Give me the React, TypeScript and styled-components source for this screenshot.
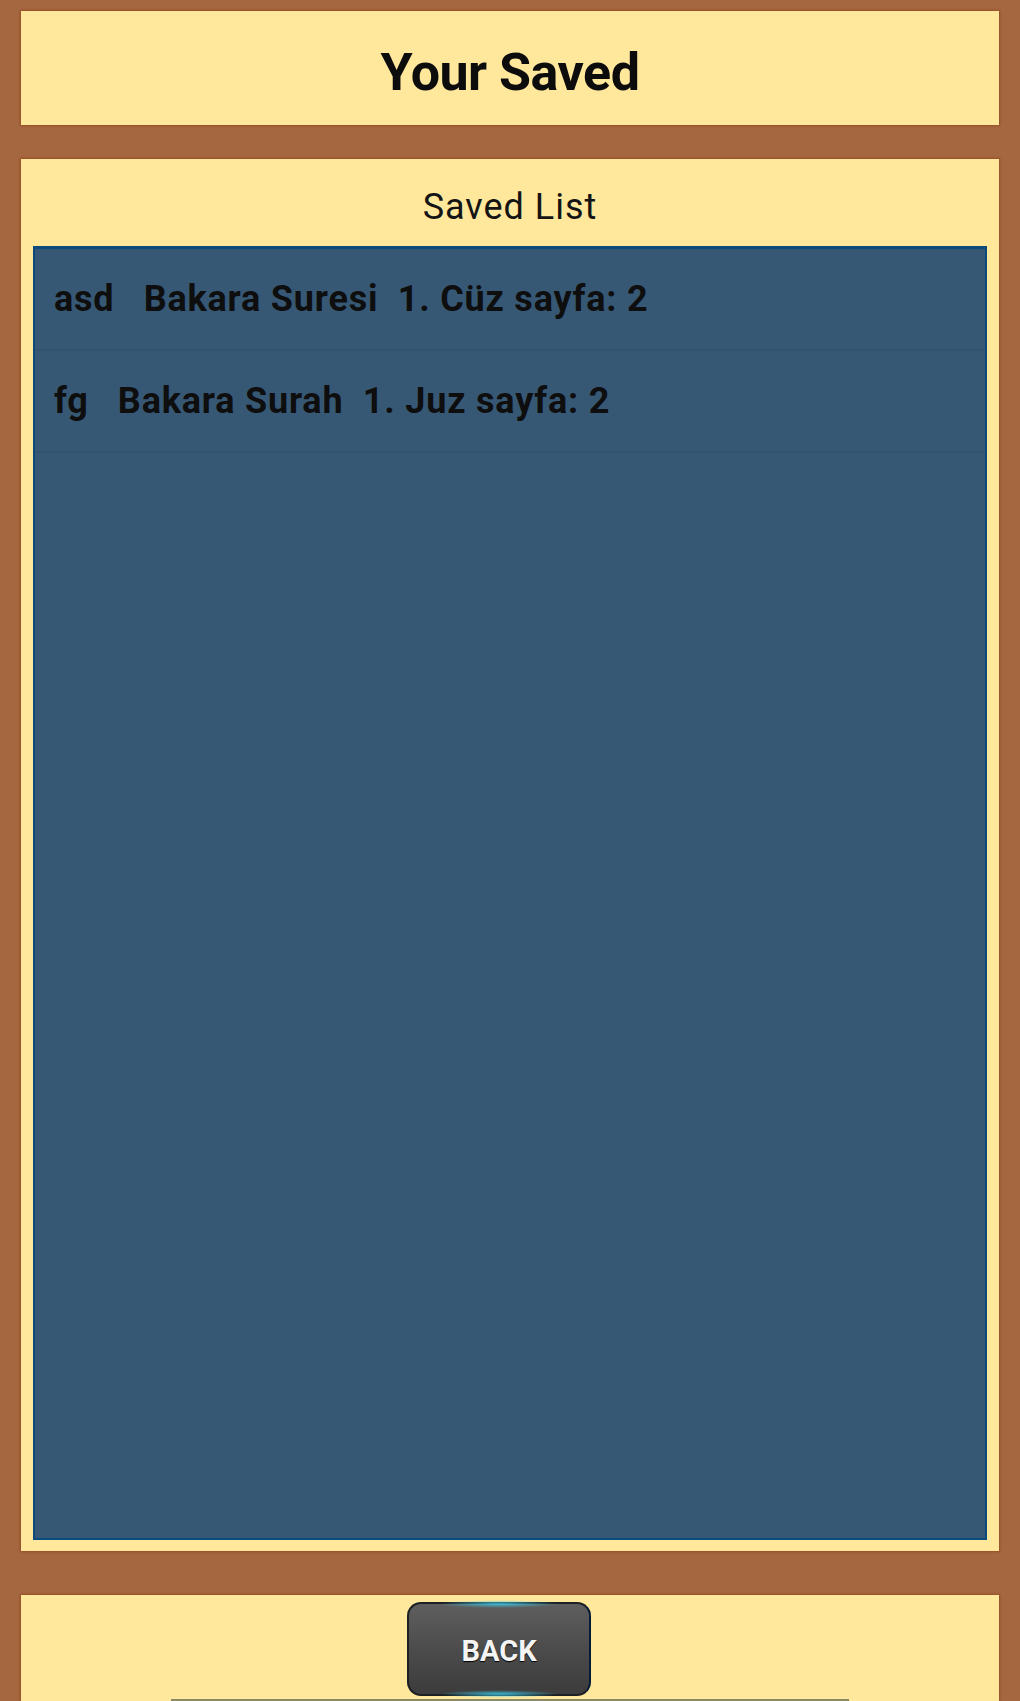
import styled, { createGlobalStyle } from "styled-components";

const GlobalStyle = createGlobalStyle`
  html, body {
    margin: 0;
    padding: 0;
    background: #a5673f;
    font-family: Roboto, "Noto Sans", "Liberation Sans", sans-serif;
  }
`;

const saved = [
  { id: 1, name: "asd", text: "asd   Bakara Suresi  1. Cüz sayfa: 2" },
  { id: 2, name: "fg", text: "fg   Bakara Surah  1. Juz sayfa: 2" },
];

export default function App() {
  return (
    <>
      <GlobalStyle />
      <Page>
        <Header>
          <Title>Your Saved</Title>
        </Header>
        <Main>
          <SubTitle>Saved List</SubTitle>
          <List>
            {saved.map((item) => (
              <Row key={item.id}>{item.text}</Row>
            ))}
          </List>
        </Main>
        <Footer>
          <BackButton>BACK</BackButton>
          <Strip />
        </Footer>
      </Page>
    </>
  );
}

const Page = styled.div`
  height: 1701px;
  overflow: hidden;
  box-sizing: border-box;
  padding: 11px 21px 0 21px;
  display: flex;
  flex-direction: column;
`;

const Panel = styled.div`
  background: #ffe79c;
  box-shadow: 0 0 2px 1px rgba(140, 60, 20, 0.55);
`;

const Header = styled(Panel)`
  height: 114px;
  display: flex;
  align-items: center;
  justify-content: center;
  padding-top: 8px;
  box-sizing: border-box;
`;

const Title = styled.div`
  font-size: 52px;
  font-weight: 700;
  color: #0c0c0c;
  letter-spacing: -0.5px;
`;

const Main = styled(Panel)`
  margin-top: 34px;
  height: 1392px;
  display: flex;
  flex-direction: column;
  padding: 0 12px 11px 12px;
  box-sizing: border-box;
`;

const SubTitle = styled.div`
  height: 87px;
  display: flex;
  align-items: center;
  justify-content: center;
  padding-top: 9px;
  box-sizing: border-box;
  font-size: 36px;
  color: #141414;
  letter-spacing: 1px;
`;

const List = styled.div`
  flex: 1;
  background: #375875;
  border: 2px solid #0b4a7c;
  border-top-width: 3px;
  display: flex;
  flex-direction: column;
`;

const Row = styled.div`
  height: 102px;
  display: flex;
  align-items: center;
  padding: 0 0 0 19px;
  box-sizing: border-box;
  border-bottom: 2px solid #32526e;
  font-size: 36px;
  font-weight: 700;
  color: #0e0e0e;
  white-space: pre;
  letter-spacing: 0.8px;
`;

const Footer = styled(Panel)`
  margin-top: 44px;
  flex: 1;
  display: flex;
  flex-direction: column;
  align-items: center;
  padding-top: 7px;
  box-sizing: border-box;
  position: relative;
`;

const BackButton = styled.button`
  position: relative;
  width: 184px;
  height: 94px;
  margin-right: 22px;
  border-radius: 14px;
  border: 2px solid #1c1f24;
  border-right-color: #061a36;
  background: linear-gradient(#5e5e5e, #4a4a4a 55%, #3c3c3c);
  color: #f4f4f4;
  font-family: Roboto, "Noto Sans", sans-serif;
  font-size: 29px;
  font-weight: 700;
  text-shadow: 0 1px 1px #000;
  padding: 4px 0 0 0;
  flex-shrink: 0;

  &::before,
  &::after {
    content: "";
    position: absolute;
    left: 30px;
    right: 30px;
    height: 8px;
    border-radius: 50%;
    background: radial-gradient(ellipse at center, rgba(60, 200, 230, 0.85), rgba(60, 200, 230, 0) 70%);
  }
  &::before {
    top: -4px;
  }
  &::after {
    bottom: -4px;
  }
`;

const Strip = styled.div`
  position: absolute;
  left: 150px;
  right: 150px;
  bottom: 0;
  height: 2px;
  background: #8c8a62;
`;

____________________

#### Given exercise:
Omit every picture, then repeat the remaining data exactly as it appears above.

#### Exercise answer:
Give me the React, TypeScript and styled-components source for this screenshot.
import styled, { createGlobalStyle } from "styled-components";

const GlobalStyle = createGlobalStyle`
  html, body {
    margin: 0;
    padding: 0;
    background: #a5673f;
    font-family: Roboto, "Noto Sans", "Liberation Sans", sans-serif;
  }
`;

const saved = [
  { id: 1, name: "asd", text: "asd   Bakara Suresi  1. Cüz sayfa: 2" },
  { id: 2, name: "fg", text: "fg   Bakara Surah  1. Juz sayfa: 2" },
];

export default function App() {
  return (
    <>
      <GlobalStyle />
      <Page>
        <Header>
          <Title>Your Saved</Title>
        </Header>
        <Main>
          <SubTitle>Saved List</SubTitle>
          <List>
            {saved.map((item) => (
              <Row key={item.id}>{item.text}</Row>
            ))}
          </List>
        </Main>
        <Footer>
          <BackButton>BACK</BackButton>
          <Strip />
        </Footer>
      </Page>
    </>
  );
}

const Page = styled.div`
  height: 1701px;
  overflow: hidden;
  box-sizing: border-box;
  padding: 11px 21px 0 21px;
  display: flex;
  flex-direction: column;
`;

const Panel = styled.div`
  background: #ffe79c;
  box-shadow: 0 0 2px 1px rgba(140, 60, 20, 0.55);
`;

const Header = styled(Panel)`
  height: 114px;
  display: flex;
  align-items: center;
  justify-content: center;
  padding-top: 8px;
  box-sizing: border-box;
`;

const Title = styled.div`
  font-size: 52px;
  font-weight: 700;
  color: #0c0c0c;
  letter-spacing: -0.5px;
`;

const Main = styled(Panel)`
  margin-top: 34px;
  height: 1392px;
  display: flex;
  flex-direction: column;
  padding: 0 12px 11px 12px;
  box-sizing: border-box;
`;

const SubTitle = styled.div`
  height: 87px;
  display: flex;
  align-items: center;
  justify-content: center;
  padding-top: 9px;
  box-sizing: border-box;
  font-size: 36px;
  color: #141414;
  letter-spacing: 1px;
`;

const List = styled.div`
  flex: 1;
  background: #375875;
  border: 2px solid #0b4a7c;
  border-top-width: 3px;
  display: flex;
  flex-direction: column;
`;

const Row = styled.div`
  height: 102px;
  display: flex;
  align-items: center;
  padding: 0 0 0 19px;
  box-sizing: border-box;
  border-bottom: 2px solid #32526e;
  font-size: 36px;
  font-weight: 700;
  color: #0e0e0e;
  white-space: pre;
  letter-spacing: 0.8px;
`;

const Footer = styled(Panel)`
  margin-top: 44px;
  flex: 1;
  display: flex;
  flex-direction: column;
  align-items: center;
  padding-top: 7px;
  box-sizing: border-box;
  position: relative;
`;

const BackButton = styled.button`
  position: relative;
  width: 184px;
  height: 94px;
  margin-right: 22px;
  border-radius: 14px;
  border: 2px solid #1c1f24;
  border-right-color: #061a36;
  background: linear-gradient(#5e5e5e, #4a4a4a 55%, #3c3c3c);
  color: #f4f4f4;
  font-family: Roboto, "Noto Sans", sans-serif;
  font-size: 29px;
  font-weight: 700;
  text-shadow: 0 1px 1px #000;
  padding: 4px 0 0 0;
  flex-shrink: 0;

  &::before,
  &::after {
    content: "";
    position: absolute;
    left: 30px;
    right: 30px;
    height: 8px;
    border-radius: 50%;
    background: radial-gradient(ellipse at center, rgba(60, 200, 230, 0.85), rgba(60, 200, 230, 0) 70%);
  }
  &::before {
    top: -4px;
  }
  &::after {
    bottom: -4px;
  }
`;

const Strip = styled.div`
  position: absolute;
  left: 150px;
  right: 150px;
  bottom: 0;
  height: 2px;
  background: #8c8a62;
`;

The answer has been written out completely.